Another poster earlier in the thread speculated that a real estate agent could photo a house to make a virtual tour. Even better, maybe, would be to just carry a high def video camera of some sort through the house, waving it around to get at least a little bit of footage of everything. With that data, an intelligent program could composite a 3D representation with even fewer blackout spots. Combine this with an accelerometer/gyro field that gives a non-software correlation to the video stream, and it's essentially bulletproof.
In the form demonstrated, this is a fantastic heavy duty software solution, but physical tracking data would both make this job easier and improve the quality.
I suspect that in the near future we will see the following technologies made ubiquitous in cameras:
1. GPS
2. Tilt/Compass
3. Accelerometer/motion tracking for video.
Items 1 and 2 would enable any camera to provide very accurate geo-located data. #3 with video gives you tracking where GPS fails plus the super accurate tracking data needed to take this to the next level.
"But Chairboy, you tool, why would the camera companies go to the expense?"
The features listed have become incredibly cheap (both in cost and power consumption) over the past few years.

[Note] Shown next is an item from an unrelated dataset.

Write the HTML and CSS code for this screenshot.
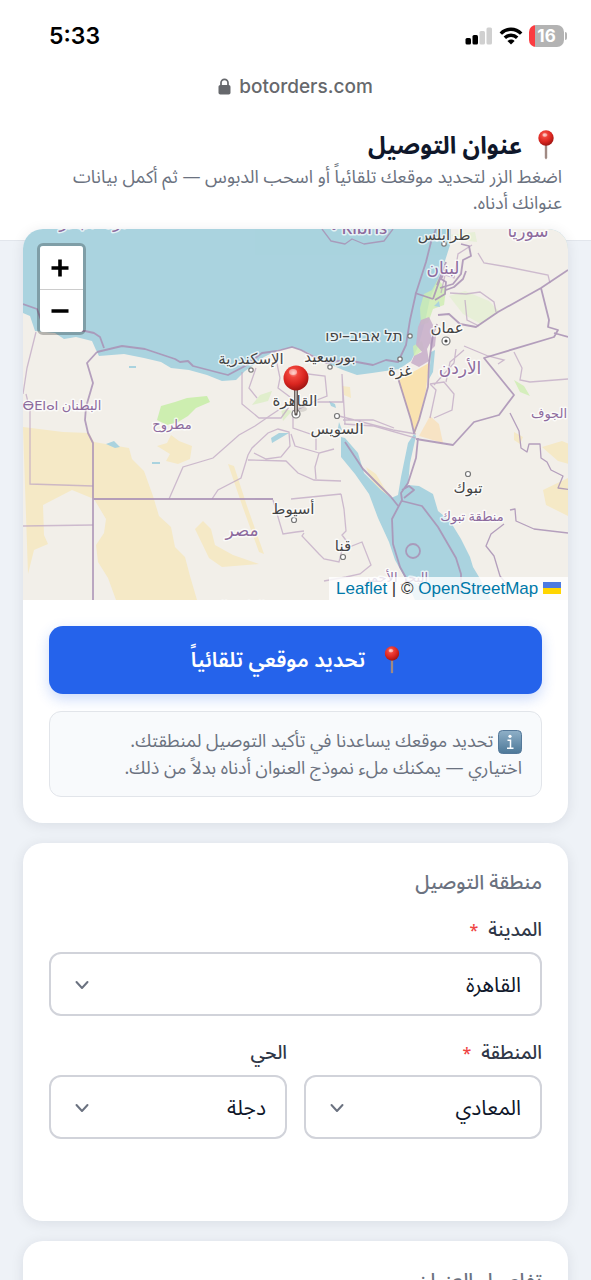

Within a couple years, it'll probably be hard to NOT have them in one of the shared chipsets the camera manufacturers use, and at that point, why fight it?
I'm rather curious to see how well their approach scales. For example, what if you just dumped all the 1,853 photos of Times Square from Flickr into their interface? Scaling even more, in the future could one use this to aggregate all the photos in a particular city, or even have a Google Earth-like interface aggregating photos from all over the globe and integrating it with satellite data? There's some interesting computational problems with arise in trying to find correspondence between that many visual features.
I'm also like to see if they can deal with pictures taken at different times of day. I'm guessing it's still too difficult to actually adapt a day image to a night image, so it'd probably just end up treating photos taken at different times of day as different scenes.